* Material shown
════════════════════
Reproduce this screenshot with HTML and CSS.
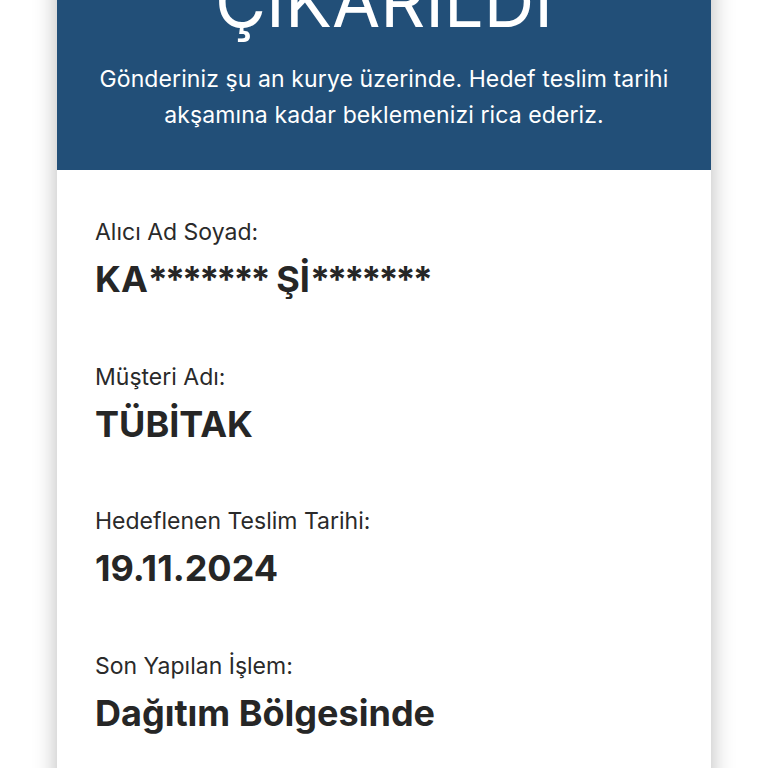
FILE: index.html
```html
<!DOCTYPE html>
<html lang="tr">
<head>
<meta charset="utf-8">
<link rel="stylesheet" href="styles.css">
</head>
<body>
<div class="card">
  <div class="header">
    <h1 class="title">ÇIKARILDI</h1>
    <p class="subtitle">Gönderiniz şu an kurye üzerinde. Hedef teslim tarihi akşamına kadar beklemenizi rica ederiz.</p>
  </div>
  <div class="details">
    <div class="item">
      <div class="label">Alıcı Ad Soyad:</div>
      <div class="value">KA<span class="mask">*******</span> Şİ<span class="mask">*******</span></div>
    </div>
    <div class="item">
      <div class="label">Müşteri Adı:</div>
      <div class="value">TÜBİTAK</div>
    </div>
    <div class="item">
      <div class="label">Hedeflenen Teslim Tarihi:</div>
      <div class="value">19.11.2024</div>
    </div>
    <div class="item">
      <div class="label">Son Yapılan İşlem:</div>
      <div class="value">Dağıtım Bölgesinde</div>
    </div>
  </div>
</div>
</body>
</html>
```
FILE: styles.css
```css
html, body {
  margin: 0;
  padding: 0;
  background: #ffffff;
}
body {
  font-family: Inter, "Noto Sans", "Liberation Sans", sans-serif;
  overflow: hidden;
  height: 768px;
}
.card {
  width: 654px;
  margin: -38px auto 0;
  background: #ffffff;
  box-shadow: 0 0 22px rgba(0, 0, 0, 0.28);
  min-height: 900px;
}
.header {
  background: #224f78;
  color: #ffffff;
  text-align: center;
  padding: 0 30px 37px;
}
.title {
  margin: 0;
  font-size: 70px;
  font-weight: 400;
  line-height: 80px;
  letter-spacing: 0;
}
.subtitle {
  margin: 19px 0 0;
  font-size: 23px;
  line-height: 36px;
  font-weight: 400;
  letter-spacing: 0.1px;
}
.details {
  padding: 48px 38px 0;
  color: #222222;
}
.item {
  margin-bottom: 61.5px;
}
.label {
  font-size: 23px;
  line-height: 28px;
  color: #2a2a2a;
}
.value {
  font-size: 36px;
  font-weight: 700;
  line-height: 44px;
  margin-top: 11px;
  color: #262626;
}
.mask {
  letter-spacing: -3px;
}
```
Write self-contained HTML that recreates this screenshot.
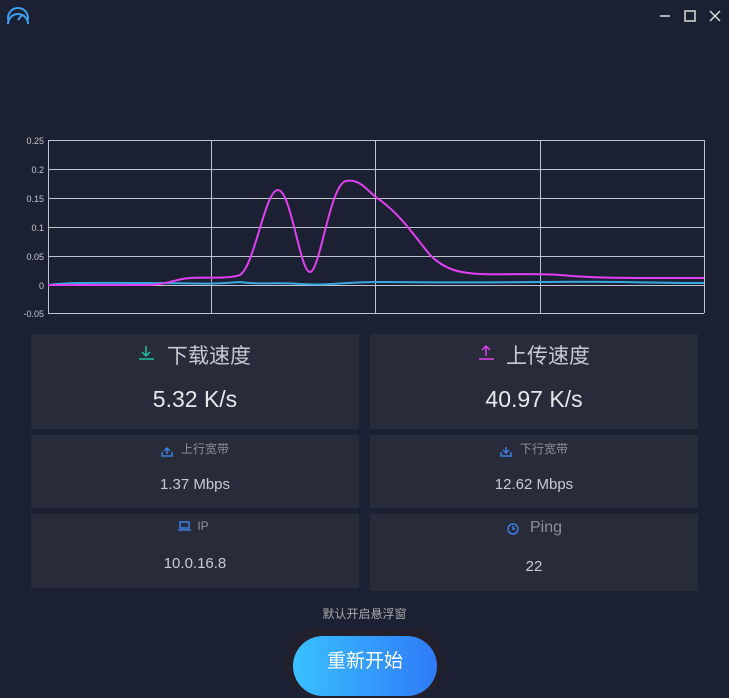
<!DOCTYPE html><html><head><meta charset="utf-8"><style>
body{margin:0;width:729px;height:681px;background:#1b2032;overflow:hidden;font-family:"Liberation Sans","Noto Sans CJK SC",sans-serif;position:relative;color:#c8cad2}
.card{position:absolute;background:#282c3a;text-align:center}
.a{position:absolute;width:100%;left:0;box-sizing:border-box}
svg{z-index:5}
</style></head><body>
<div class="card" style="left:31px;top:334px;width:328px;height:95px"><div class="a" style="top:6px;font-size:21px;padding-left:28px">下载速度</div><div class="a" style="top:52px;font-size:23px;color:#e8e8ec">5.32 K/s</div></div>
<div class="card" style="left:370px;top:334px;width:328px;height:95px"><div class="a" style="top:6px;font-size:21px;padding-left:28px">上传速度</div><div class="a" style="top:52px;font-size:23px;color:#e8e8ec">40.97 K/s</div></div>
<div class="card" style="left:31px;top:435px;width:328px;height:73px"><div class="a" style="top:5px;font-size:12px;color:#8c8f99;padding-left:20px">上行宽带</div><div class="a" style="top:41px;font-size:15px">1.37 Mbps</div></div>
<div class="card" style="left:370px;top:435px;width:328px;height:73px"><div class="a" style="top:5px;font-size:12px;color:#8c8f99;padding-left:20px">下行宽带</div><div class="a" style="top:41px;font-size:15px">12.62 Mbps</div></div>
<div class="card" style="left:31px;top:514px;width:328px;height:74px"><div class="a" style="top:5px;font-size:12px;color:#8c8f99;padding-left:16px">IP</div><div class="a" style="top:41px;font-size:15px">10.0.16.8</div></div>
<div class="card" style="left:370px;top:514px;width:328px;height:77px"><div class="a" style="top:5px;font-size:16px;color:#8c8f99;padding-left:24px">Ping</div><div class="a" style="top:44px;font-size:15px">22</div></div>
<div style="position:absolute;left:0;width:729px;top:605px;text-align:center;font-size:12px;color:#aaa">默认开启悬浮窗</div>
<div style="position:absolute;left:285px;top:628px;width:160px;height:70px;border-radius:35px;background:#22202c"></div>
<div style="position:absolute;left:293px;top:636px;width:144px;height:60px;border-radius:30px;background:linear-gradient(90deg,#3ac0ff,#2f7af8);color:#fff;font-size:19px;text-align:center;line-height:52px">重新开始</div>
<svg style="position:absolute;left:0;top:0" width="729" height="681">
<circle cx="18" cy="18" r="10" fill="none" stroke="#3fa0f0" stroke-width="2"/>
<rect x="6" y="20" width="24" height="10" fill="#1b2032"/>
<path d="M8 24a10 10 0 0 1 20 0" fill="none" stroke="#3fa0f0" stroke-width="2"/>
<path d="M18 20l4-5" stroke="#3fa0f0" stroke-width="2"/>
<path d="M660 16h10M685 11h10v10h-10zM710 11l10 10M720 11l-10 10" stroke="#ddd" stroke-width="1.5" fill="none"/>
<g stroke="#bfc2c8" stroke-width="1">
<path d="M48 140.5h656M48 169.5h656M48 198.5h656M48 227.5h656M48 256.5h656M48 285.5h656M48 313.5h656M48.5 140v173M704.5 140v173M211.5 140v173M375.5 140v173M540.5 140v173"/></g>
<g font-size="9" fill="#c8c8c8" text-anchor="end">
<text x="44" y="144">0.25</text><text x="44" y="173">0.2</text><text x="44" y="202">0.15</text><text x="44" y="231">0.1</text><text x="44" y="260">0.05</text><text x="44" y="289">0</text><text x="44" y="317">-0.05</text></g>
<path d="M48 285C70 282 100 283 150 283S200 285 240 282C260 285 270 282 300 284S340 282 380 282 460 283 540 282 640 283 704 283" stroke="#3aa8e0" stroke-width="2" fill="none"/>
<path d="M48 285L150 285C170 284 175 279 190 278S230 279 240 275C255 265 265 190 278 190S300 272 310 272S330 184 346 181S370 195 380 200C400 215 410 230 430 255C445 270 460 273 480 274S540 273 560 275 600 278 640 278L704 278" stroke="#e040f0" stroke-width="2" fill="none"/>
<g stroke-width="1.5" fill="none">
<path d="M146 346v10M142 352l4 4 4-4M139 359h15" stroke="#20c0a0"/>
<path d="M486 346v10M482 350l4-4 4 4M479 359h15" stroke="#e040f0"/>
<path d="M167 448v6M164 451l3-3 3 3M162 452v4h10v-4" stroke="#3a7ee0"/>
<path d="M506 447v6M503 450l3 3 3-3M501 452v4h10v-4" stroke="#3a7ee0"/>
<path d="M180 522h9v6h-9zM178 530h13" stroke="#3a7ee0"/>
<circle cx="513" cy="529" r="5" stroke="#3a7ee0"/><path d="M513 526v3h2" stroke="#3a7ee0"/>
</g>
</svg>
</body></html>
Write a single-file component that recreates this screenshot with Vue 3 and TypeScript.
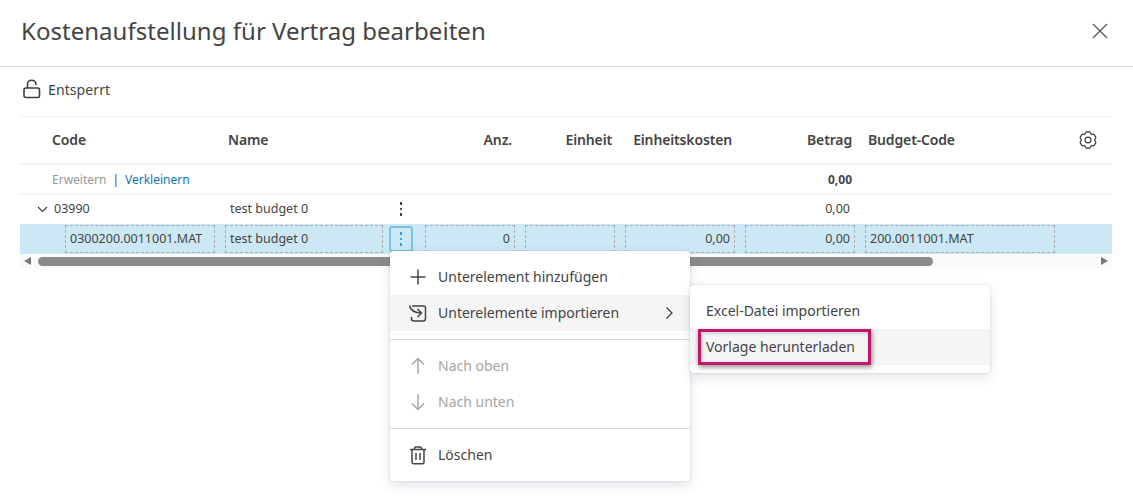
<template>
  <div class="page">
    <header class="title-bar">
      <h1 class="title">Kostenaufstellung für Vertrag bearbeiten</h1>
      <svg class="close" width="16" height="16" viewBox="0 0 16 16">
        <path d="M1 1l14 14M15 1L1 15" />
      </svg>
    </header>

    <div class="toolbar">
      <svg class="lock" width="18" height="20" viewBox="0 0 18 20">
        <path d="M4.500 9V5.200C4.500 2.900 6.300 1.200 8.700 1.200s4.200 1.700 4.200 4V6" />
        <rect x="1" y="9" width="15.500" height="9.500" rx="2" />
      </svg>
      <span>Entsperrt</span>
    </div>

    <div class="table">
      <div class="row head">
        <div class="cell code"><span>Code</span></div>
        <div class="cell name">Name</div>
        <div class="cell menu"></div>
        <div class="cell num">Anz.</div>
        <div class="cell unit">Einheit</div>
        <div class="cell cost">Einheitskosten</div>
        <div class="cell amount">Betrag</div>
        <div class="cell budget">Budget-Code</div>
        <div class="cell tail">
          <svg class="gear" width="18" height="18" viewBox="0 0 18 18">
            <path d="M7.130.92h3.740L12.300 3.280l2.770.06 1.870 3.240L15.600 9l1.340 2.420-1.870 3.240-2.770.06-1.430 2.360H7.130L5.700 14.720l-2.770-.06-1.870-3.240L2.400 9 1.060 6.580l1.870-3.240 2.770-.06z" />
            <circle cx="9" cy="9" r="2.900" />
          </svg>
        </div>
      </div>

      <div class="row summary">
        <div class="cell code">
          <span class="muted">Erweitern</span>
          <span class="sep">|</span>
          <span class="link">Verkleinern</span>
        </div>
        <div class="cell name"></div>
        <div class="cell menu"></div>
        <div class="cell num"></div>
        <div class="cell unit"></div>
        <div class="cell cost"></div>
        <div class="cell amount strong">0,00</div>
        <div class="cell budget"></div>
        <div class="cell tail"></div>
      </div>

      <div class="row parent">
        <div class="cell code">
          <svg class="chevron-down" width="11" height="7" viewBox="0 0 11 7">
            <path d="M1 1l4.500 4.500L10 1" />
          </svg>
          <span>03990</span>
        </div>
        <div class="cell name">test budget 0</div>
        <div class="cell menu">
          <span class="kebab"><i></i><i></i><i></i></span>
        </div>
        <div class="cell num"></div>
        <div class="cell unit"></div>
        <div class="cell cost"></div>
        <div class="cell amount">0,00</div>
        <div class="cell budget"></div>
        <div class="cell tail"></div>
      </div>

      <div class="row editing">
        <div class="cell code"><div class="field">0300200.0011001.MAT</div></div>
        <div class="cell name"><div class="field">test budget 0</div></div>
        <div class="cell menu">
          <span class="kebab active"><i></i><i></i><i></i></span>
        </div>
        <div class="cell num"><div class="field right">0</div></div>
        <div class="cell unit"><div class="field"></div></div>
        <div class="cell cost"><div class="field right">0,00</div></div>
        <div class="cell amount"><div class="field right">0,00</div></div>
        <div class="cell budget"><div class="field">200.0011001.MAT</div></div>
        <div class="cell tail"></div>
      </div>

      <div class="scrollbar">
        <span class="arrow-left"></span>
        <div class="track"><div class="thumb"></div></div>
        <span class="arrow-right"></span>
      </div>
    </div>

    <div class="popup main-menu">
      <div class="item">
        <svg class="item-icon" width="20" height="20" viewBox="0 0 20 20">
          <path d="M10 2.500v15M2.500 10h15" />
        </svg>
        <span>Unterelement hinzufügen</span>
      </div>
      <div class="item hover">
        <svg class="item-icon" width="20" height="20" viewBox="0 0 20 20">
          <path d="M4 3h11.500a2 2 0 0 1 2 2v10.500a2.500 2.500 0 0 1-2.500 2.500H6a2.500 2.500 0 0 1-2.500-2.500V14" />
          <path d="M1.500 2.500C2.500 7 6 10 13.500 10M9.500 6l4 4-4 4" />
        </svg>
        <span>Unterelemente importieren</span>
        <svg class="chevron-right" width="9" height="14" viewBox="0 0 9 14">
          <path d="M1.500 1.500L7 7l-5.500 5.500" />
        </svg>
      </div>
      <div class="divider"></div>
      <div class="item disabled">
        <svg class="item-icon" width="20" height="20" viewBox="0 0 20 20">
          <path d="M10 18V2.500M4 8.500l6-6 6 6" />
        </svg>
        <span>Nach oben</span>
      </div>
      <div class="item disabled">
        <svg class="item-icon" width="20" height="20" viewBox="0 0 20 20">
          <path d="M10 2v15.500M4 11.500l6 6 6-6" />
        </svg>
        <span>Nach unten</span>
      </div>
      <div class="divider"></div>
      <div class="item">
        <svg class="item-icon" width="20" height="20" viewBox="0 0 20 20">
          <path d="M2 4.500h16M6.500 4.500V3.500c0-1 .6-1.500 1.500-1.500h4c.9 0 1.500.5 1.500 1.500v1M4 4.500v12.800c0 .9.600 1.500 1.500 1.500h9c.9 0 1.500-.6 1.500-1.500V4.500M8 8v7M12 8v7" />
        </svg>
        <span>Löschen</span>
      </div>
    </div>

    <div class="popup sub-menu">
      <div class="item"><span>Excel-Datei importieren</span></div>
      <div class="item hover"><span>Vorlage herunterladen</span></div>
    </div>

    <div class="callout"></div>
  </div>
</template>

<script setup lang="ts">
</script>

<style>
body {
  background: #fff;
}
</style>

<style scoped>
.page {
  position: relative;
  width: 1133px;
  height: 497px;
  overflow: hidden;
  background: #fff;
  color: #444;
  font-family: "Noto Sans", sans-serif;
  font-size: 13px;
}

.title-bar {
  display: flex;
  align-items: center;
  justify-content: space-between;
  height: 67px;
  padding: 0 25px 5px 21px;
  box-sizing: border-box;
  border-bottom: 1px solid #dcdcdc;
}

.title {
  margin: 0;
  font-size: 24px;
  font-weight: 400;
  letter-spacing: 0.03px;
  color: #444;
}

.close path {
  fill: none;
  stroke: #555;
  stroke-width: 1.2;
}

.toolbar {
  display: flex;
  align-items: center;
  gap: 7px;
  height: 50px;
  margin: 0 21px 0 20px;
  padding: 0 0 5px 3px;
  box-sizing: border-box;
  font-size: 14px;
  letter-spacing: 0.1px;
  border-bottom: 1px solid #f2f2f2;
}

.lock {
  fill: none;
  stroke: #3c3c3c;
  stroke-width: 1.6;
}

.table {
  margin: 0 21px 0 20px;
}

.row {
  display: grid;
  grid-template-columns: 200px 168px 32px 100px 100px 120px 120px 200px 52px;
  align-items: center;
  box-sizing: border-box;
}

.cell {
  padding: 0 5px;
  box-sizing: border-box;
  min-width: 0;
  white-space: nowrap;
}

.num,
.unit,
.cost,
.amount {
  text-align: right;
  padding-right: 8px;
}

.head {
  height: 48px;
  border-bottom: 2px solid #f3f3f3;
  font-weight: 600;
  font-size: 14px;
  letter-spacing: -0.15px;
}

.head .cell:not(.tail) {
  padding-bottom: 2px;
}

.head .code {
  padding-left: 32px;
}

.head .name {
  padding-left: 8px;
}

.head .budget {
  padding-left: 8px;
}

.head .tail {
  display: flex;
  justify-content: flex-end;
  padding-right: 15px;
}

.gear {
  flex: none;
  fill: none;
  stroke: #3c3c3c;
  stroke-width: 1.2;
  stroke-linejoin: round;
}

.summary {
  height: 30px;
  border-bottom: 2px solid #f3f3f3;
  font-size: 12px;
}

.summary .code {
  padding-left: 32px;
}

.muted {
  color: #999;
}

.sep {
  margin: 0 6px;
}

.link {
  color: #0b78b4;
}

.strong {
  font-weight: 700;
  font-size: 12px;
}

.parent {
  height: 28px;
  font-size: 12.500px;
}

.parent .code {
  display: flex;
  align-items: center;
  gap: 6px;
  padding-left: 17px;
}

.parent .code span,
.parent .name,
.parent .amount {
  padding-bottom: 2px;
}

.parent .name {
  padding-left: 10px;
}

.parent .amount {
  padding-right: 10px;
}

.chevron-down path {
  fill: none;
  stroke: #3c3c3c;
  stroke-width: 1.1;
}

.kebab {
  display: flex;
  flex-direction: column;
  align-items: center;
  justify-content: center;
  gap: 3px;
  width: 24px;
  height: 26px;
  margin-left: -4px;
  box-sizing: border-box;
}

.kebab i {
  display: block;
  width: 2.500px;
  height: 2.500px;
  border-radius: 50%;
  background: #222;
}

.kebab.active {
  border: 2px solid #7cc1e6;
  border-radius: 3px;
}

.kebab.active i {
  background: #0696d7;
}

.editing {
  height: 30px;
  margin-top: 1px;
  background: #cce8f5;
  font-size: 12.500px;
}

.editing .code {
  padding-left: 45px;
}

.field {
  height: 28px;
  line-height: 26px;
  padding: 0 4px;
  box-sizing: border-box;
  border: 1px dashed #aaa;
  text-align: left;
}

.field.right {
  text-align: right;
}

.editing .cell.num,
.editing .cell.unit,
.editing .cell.cost,
.editing .cell.amount {
  padding-right: 5px;
}

.scrollbar {
  display: flex;
  align-items: center;
  height: 14px;
  padding: 0 4px;
  background: #fafafa;
}

.arrow-left {
  width: 0;
  height: 0;
  border: 4px solid transparent;
  border-left: 0;
  border-right: 7px solid #777;
}

.arrow-right {
  width: 0;
  height: 0;
  border: 4px solid transparent;
  border-right: 0;
  border-left: 7px solid #777;
}

.track {
  flex: 1;
  padding: 0 7px;
}

.thumb {
  width: 895px;
  height: 9px;
  border-radius: 5px;
  background: #8a8a8a;
}

.popup {
  position: absolute;
  width: 300px;
  padding: 8px 0;
  box-sizing: border-box;
  background: #fff;
  border-radius: 4px;
  box-shadow: 0 0 2px rgba(60, 70, 110, 0.25), 0 4px 12px rgba(60, 70, 110, 0.15);
  font-size: 14px;
}

.main-menu {
  left: 390px;
  top: 251px;
  height: 230px;
  z-index: 1;
}

.sub-menu {
  left: 690px;
  top: 285px;
  height: 88px;
  z-index: 2;
}

.item {
  display: flex;
  align-items: center;
  height: 36px;
  padding-left: 18px;
}

.item span {
  padding-bottom: 2px;
}

.item-icon {
  flex: none;
  margin-right: 10px;
  fill: none;
  stroke: #444;
  stroke-width: 1.5;
}

.hover {
  background: #f5f5f5;
}

.disabled {
  color: #a5a5a5;
}

.disabled .item-icon {
  stroke: #a5a5a5;
}

.chevron-right {
  margin-left: auto;
  margin-right: 16px;
  fill: none;
  stroke: #3c3c3c;
  stroke-width: 1.200;
}

.divider {
  height: 1px;
  margin: 8px 0;
  background: #dcdcdc;
}

.sub-menu .item {
  padding-left: 16px;
}

.callout {
  position: absolute;
  left: 698px;
  top: 329px;
  width: 173px;
  height: 36px;
  box-sizing: border-box;
  border: 3px solid #c2166b;
  box-shadow: 1px 2px 5px rgba(0, 0, 0, 0.45), inset 1px 1px 4px rgba(0, 0, 0, 0.2);
  z-index: 3;
}
</style>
════════════════════
From the entries above, collect every line with the string "that" in it.

Write self-contained HTML that recreates this screenshot.
Write a single-file component that recreates this screenshot with Vue 3 and TypeScript.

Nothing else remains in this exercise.